June 15, 2016
Karen Langley and Angela Couloumbis
HARRISBURG - Last week, it was the state's infamously restrictive alcohol laws that got an unexpected revision. This week, it was pension reform's turn.
On Tuesday, the House easily passed a bill that would change the retirement benefits for future state and school workers. Gov. Wolf said the measure could save the state billions of dollars, and urged the Senate to consider it.
Together, the passage of both bills carried a potentially bigger message: In two weeks, lawmakers worked at a surprisingly swift pace to tackle major issues that complicated last year's budget talks - and could have become roadblocks as talks intensify on next year's spending plan.
"I think they are desperately trying to avoid a repeat of last year," G. Terry Madonna, director of the Center for Politics and Public Affairs at Franklin and Marshall College and a longtime Capitol observer, said Tuesday. "I'm not suggesting that they are suddenly enamored with each other, but they are trying to be pragmatic."

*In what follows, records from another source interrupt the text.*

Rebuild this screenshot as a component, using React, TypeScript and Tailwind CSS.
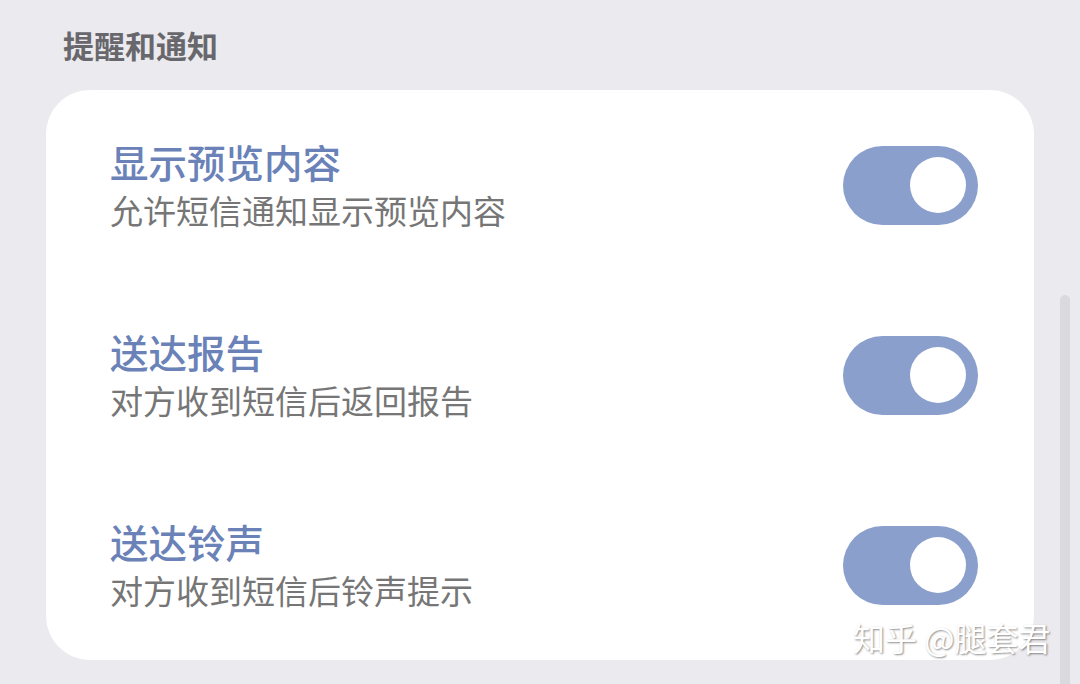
const cjk = { fontFamily: '"Noto Sans CJK SC", "Noto Sans", sans-serif' };

interface SettingRowProps {
  title: string;
  desc: string;
}

function Toggle() {
  return (
    <div className="w-[135px] h-[79px] rounded-full bg-[#8a9fcc] flex items-center justify-end pr-[12px] shrink-0">
      <div className="w-[56px] h-[56px] rounded-full bg-white" />
    </div>
  );
}

function SettingRow({ title, desc }: SettingRowProps) {
  return (
    <div className="h-[190px] flex items-center justify-between pl-[64px] pr-[56px]">
      <div className="pt-[2px]">
        <div className="text-[38.5px] leading-[46px] font-medium text-[#6a82b8]">{title}</div>
        <div className="mt-[3px] text-[33px] leading-[47px] text-[#767676]">{desc}</div>
      </div>
      <Toggle />
    </div>
  );
}

export default function App() {
  return (
    <div className="relative w-[1080px] h-[684px] overflow-hidden bg-[#eaeaef]" style={cjk}>
      <div className="pl-[63px] pt-[27px] h-[90px]">
        <div className="text-[31px] leading-[36px] font-bold text-[#68686c]">提醒和通知</div>
      </div>
      <div className="flex items-start">
        <div className="ml-[46px] w-[988px] bg-white rounded-[44px]">
          <SettingRow title="显示预览内容" desc="允许短信通知显示预览内容" />
          <SettingRow title="送达报告" desc="对方收到短信后返回报告" />
          <SettingRow title="送达铃声" desc="对方收到短信后铃声提示" />
        </div>
        <div className="ml-[26px] mt-[205px] w-[10px] h-[420px] rounded-full bg-[#d9d9de]" />
      </div>
      <div
        className="absolute left-[853px] top-[617px] text-[32px] leading-[40px] text-white"
        style={{ textShadow: '1px 1px 2px rgba(0,0,0,0.45)' }}
      >
        知乎 @腿套君
      </div>
    </div>
  );
}
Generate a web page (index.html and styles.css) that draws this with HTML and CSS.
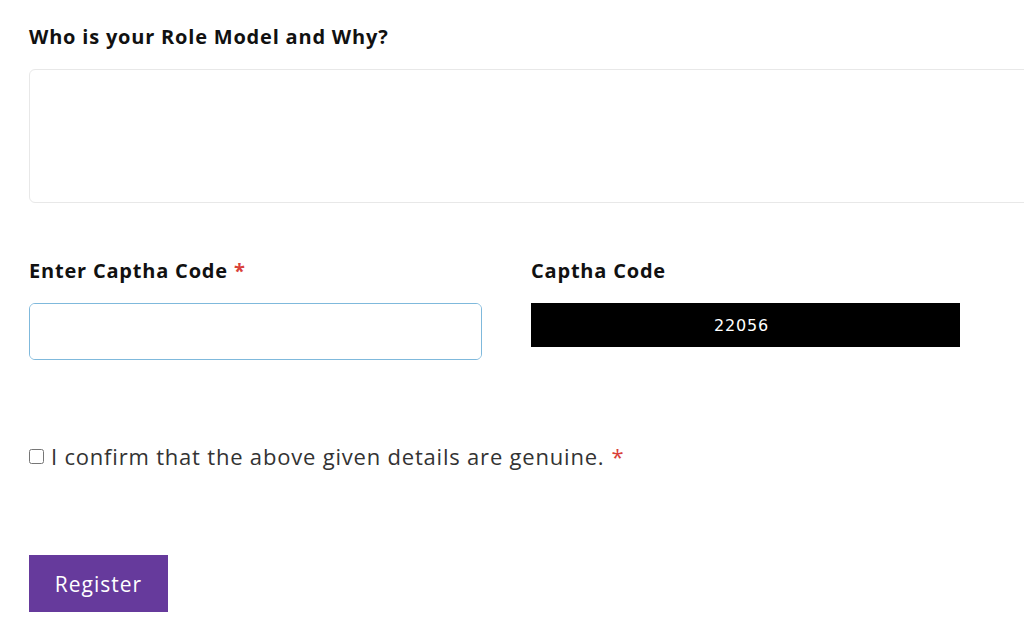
FILE: index.html
```html
<!DOCTYPE html>
<html>
    <head>
        <title>Register</title>
        <link rel="stylesheet" href="styles.css">
    </head>
    <body>
        <form class="form">
            <div class="field">
                <label class="label" for="role">Who is your Role Model and Why?</label>
                <textarea class="area" id="role"></textarea>
            </div>
            <div class="row">
                <div class="field">
                    <label class="label" for="code">Enter Captha Code <span class="req">*</span></label>
                    <div class="input-wrap">
                        <input class="input" id="code" type="text">
                    </div>
                </div>
                <div class="field">
                    <span class="label">Captha Code</span>
                    <div class="captcha">22056</div>
                </div>
            </div>
            <label class="confirm">
                <input type="checkbox" class="check">
                I confirm that the above given details are genuine. <span class="req">*</span>
            </label>
            <button type="button" class="btn">Register</button>
        </form>
    </body>
</html>
```

FILE: styles.css
```css
* {
    margin: 0;
    padding: 0;
    box-sizing: border-box;
}
body {
    font-family: "Open Sans", "Noto Sans", sans-serif;
    background-color: #fff;
    color: #111;
    overflow: hidden;
}
.form {
    padding: 25px 0 0 29px;
    width: 1060px;
    display: flex;
    flex-direction: column;
}
.label {
    display: block;
    font-size: 20px;
    font-weight: 700;
    color: #111;
    line-height: 24px;
    letter-spacing: 0.8px;
    margin-bottom: 20px;
}
.req {
    color: #d9413a;
}
.area {
    display: block;
    width: 1020px;
    height: 134px;
    border: 1px solid #e8e8e8;
    border-radius: 6px;
    resize: none;
    outline: none;
}
.row {
    display: grid;
    grid-template-columns: 453px 453px;
    gap: 49px;
    margin-top: 56px;
}
/* blue focus-style frame around the code field */
.input-wrap {
    width: 453px;
    height: 57px;
    border: 1px solid #7fb9dc;
    border-radius: 6px;
    overflow: hidden;
}
.input {
    display: block;
    width: 100%;
    height: 100%;
    border: none;
    outline: none;
    background-color: #fff;
}
.captcha {
    width: 429px;
    height: 44px;
    padding-right: 8px;
    background-color: #000;
    color: #fff;
    font-family: "DejaVu Sans", sans-serif;
    font-size: 16px;
    display: flex;
    align-items: center;
    justify-content: center;
    letter-spacing: 0.8px;
}
.confirm {
    display: flex;
    align-items: center;
    gap: 7px;
    margin-top: 82px;
    font-size: 22px;
    color: #333;
    line-height: 28px;
    letter-spacing: 0.8px;
}
.check {
    width: 15px;
    height: 15px;
    margin: 0;
}
.btn {
    align-self: flex-start;
    margin-top: 85px;
    width: 139px;
    height: 57px;
    background-color: #663a9c;
    color: #fff;
    border: none;
    font-family: inherit;
    font-size: 21px;
    letter-spacing: 1px;
    cursor: pointer;
}
```
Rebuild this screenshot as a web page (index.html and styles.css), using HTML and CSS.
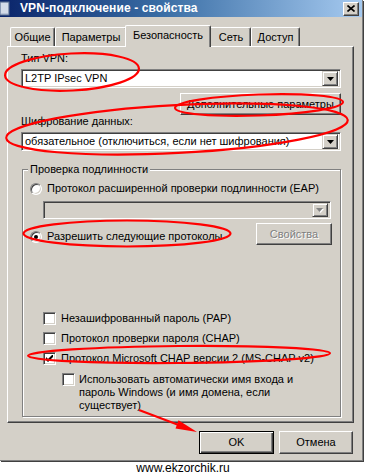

Despite the governor's urging, it was unclear if the Senate would adopt the House's version of a pension reform bill, or if that still could be an impediment to the July 1 state budget deadline.
"It's obviously a completely different [version] than ours, and so we've got to review that," said Senate Majority Leader Jake Corman (R., Center).
In December, the Senate approved a pension bill to establish what is called a "side-by-side hybrid pension plan," which would contain both a less generous version of the traditional retirement benefit for current employees as well as a 401(k)-style plan.
The House plan, by contrast, would create a "stacked hybrid plan," in which new hires would keep the traditional benefit plan for the first $50,000 of their annual salary, indexed for inflation, and get a defined-contribution plan targeted at salaries exceeding $50,000.
House Republicans say their bill is projected to save the state $5.05 billion over 32 years - or $1.03 billion in current dollars.
Pennsylvania's pension problem is hardly a new issue - legislators have been struggling for years to find ways to rein in the rapidly rising cost of the state's pension funds for state and public school employees.
The fundamental problem is that the two funds have a combined unfunded liability of roughly $64 billion. That gaping hole is the result of bad luck and, many argue, bad politics: lackluster investment returns, combined with state officials' decisions over the last 15 years to make generous enhancements to retirement benefits and forgo payments or underfund the system.
Rick Dreyfuss, an actuary who has testified before a House committee on pension reform, said the problem with the proposals advocated in the Capitol - including the one that passed Tuesday - is that they do not address the debt already owed on the two funds.